I think it will be interesting to see if existing high volume chips start getting packaged in such a way that the component functions can be used. If you think about what is on a GSM baseband chip, you typically have at least an ARM7 core, a complete power management unit (references LDO’s and Buck regs) plus Li-ion charge circuits, several Audio and RF codecs microphone amps and speaker drivers plus a whole bunch of GPIO and an LCD display controller, without even thinking about the digital filters and protocol engines. All this for under $2USD.
This makes a complete GSM chipset cheaper than a buck converter (from someone like LTC). So I think finding new ways to leverage these high volume devices will be more interesting than developing diversified chips from scratch.

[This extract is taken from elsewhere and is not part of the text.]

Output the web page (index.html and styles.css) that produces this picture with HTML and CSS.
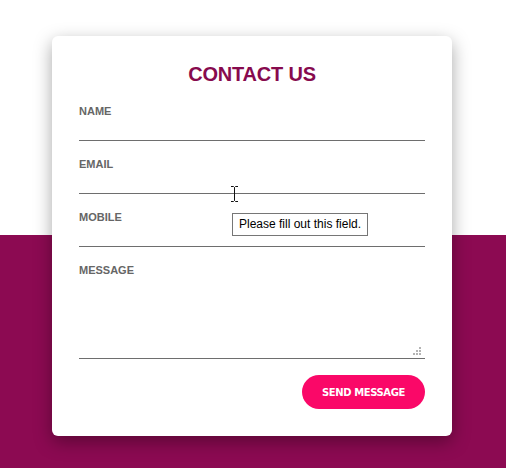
FILE: index.html
```html
<!DOCTYPE html>
<html>
<head>
<meta charset="utf-8">
<link rel="stylesheet" href="styles.css">
</head>
<body>
<div class="page">
  <form class="card">
    <h1 class="title">CONTACT US</h1>
    <div class="field">
      <label class="label">NAME</label>
      <input class="input" type="text">
    </div>
    <div class="field">
      <label class="label">EMAIL</label>
      <div class="input-wrap">
        <input class="input" type="text">
        <svg class="cursor" width="9" height="16" viewBox="0 0 9 16"><path d="M1 0.5h2.5l1 1 1-1H8M4.5 1.5v13M1 15.5h2.5l1-1 1 1H8" fill="none" stroke="#111" stroke-width="1"/></svg>
      </div>
    </div>
    <div class="field">
      <label class="label">MOBILE</label>
      <input class="input" type="text">
    </div>
    <div class="field">
      <label class="label">MESSAGE</label>
      <div class="input-wrap">
        <textarea class="textarea"></textarea>
        <svg class="grip" width="9" height="9" viewBox="0 0 9 9" fill="#b4b4b4"><rect x="6" y="0" width="2" height="2"/><rect x="3" y="3" width="2" height="2"/><rect x="6" y="3" width="2" height="2"/><rect x="0" y="6" width="2" height="2"/><rect x="3" y="6" width="2" height="2"/><rect x="6" y="6" width="2" height="2"/></svg>
      </div>
    </div>
    <div class="actions">
      <button class="button" type="button">SEND MESSAGE</button>
    </div>
    <div class="tooltip">Please fill out this field.</div>
  </form>
</div>
</body>
</html>
```

FILE: styles.css
```css
html, body {
  margin: 0;
  padding: 0;
}
body {
  width: 506px;
  height: 468px;
  overflow: hidden;
  background: linear-gradient(to bottom, #ffffff 0, #ffffff 235px, #8c0a52 235px, #8c0a52 100%);
  font-family: "Liberation Sans", Arial, sans-serif;
}
.page {
  padding: 36px 0 0 52px;
}
.card {
  position: relative;
  width: 400px;
  height: 400px;
  box-sizing: border-box;
  background: #ffffff;
  border-radius: 6px;
  box-shadow: 0 6px 18px rgba(0, 0, 0, 0.35);
  padding: 27px 27px 27px 27px;
  display: flex;
  flex-direction: column;
}
.title {
  margin: 0 0 19px 0;
  font-size: 20px;
  line-height: 23px;
  font-weight: bold;
  text-align: center;
  color: #870a4e;
  letter-spacing: -0.2px;
}
.field {
  display: flex;
  flex-direction: column;
  margin-bottom: 17px;
}
.label {
  font-size: 11px;
  line-height: 13px;
  font-weight: bold;
  color: #666666;
}
.input-wrap {
  position: relative;
  display: flex;
  flex-direction: column;
}
.input {
  display: block;
  box-sizing: border-box;
  width: 100%;
  height: 23px;
  margin: 0;
  padding: 0;
  border: none;
  border-bottom: 1px solid #6e6e6e;
  outline: none;
  background: transparent;
}
.cursor {
  position: absolute;
  left: 151px;
  top: 15px;
}
.textarea {
  display: block;
  box-sizing: border-box;
  width: 100%;
  height: 82px;
  margin: 0;
  padding: 0;
  border: none;
  border-bottom: 1px solid #6e6e6e;
  outline: none;
  background: transparent;
  resize: none;
}
.grip {
  position: absolute;
  right: 3px;
  bottom: 3px;
}
.actions {
  display: flex;
  justify-content: flex-end;
  margin-top: -1px;
}
.button {
  width: 123px;
  height: 34px;
  border: none;
  border-radius: 17px;
  background: #fa0868;
  color: #ffffff;
  font-family: "DejaVu Sans", Verdana, sans-serif;
  font-weight: bold;
  font-size: 10px;
  letter-spacing: -0.4px;
  padding: 0;
}
.tooltip {
  position: absolute;
  left: 180px;
  top: 177px;
  box-sizing: border-box;
  height: 23px;
  padding: 0 6px;
  border: 1px solid #767676;
  background: #ffffff;
  color: #000000;
  font-family: "Liberation Sans", Arial, sans-serif;
  font-size: 12px;
  line-height: 21px;
  white-space: nowrap;
}
```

Well surely, Mike, one insurmountable problem has already been reached – Intel couldn’t keep increasing the clock speed of its cores, and that’s why it went multi-core. Whether that’s a problem surmounted, or an insurmountable problem for which a fudge has been found, depends on the eye of the beholder.
I’m not expecting Moore’s Law to pose an insurmountable problem for Intel for many many generations yet. I would even bet that the first successful commercial molecular and/or quantum computers will have some remnants of the x86 instruction set in them.
But for companies without the deep pockets of Intel and Samsung it isn’t so much the limitations of IC process shrinking so much as the huge costs of doing so that will push them along the More than Moore route.
As Moore’s Law runs into difficulties, another side effect will probably be a gradual migration from inefficient ISAs (x86) to more efficient ones (eg – ARM). Intel may one day regret that they sold off their rights to their StrongARM/XScale architecture.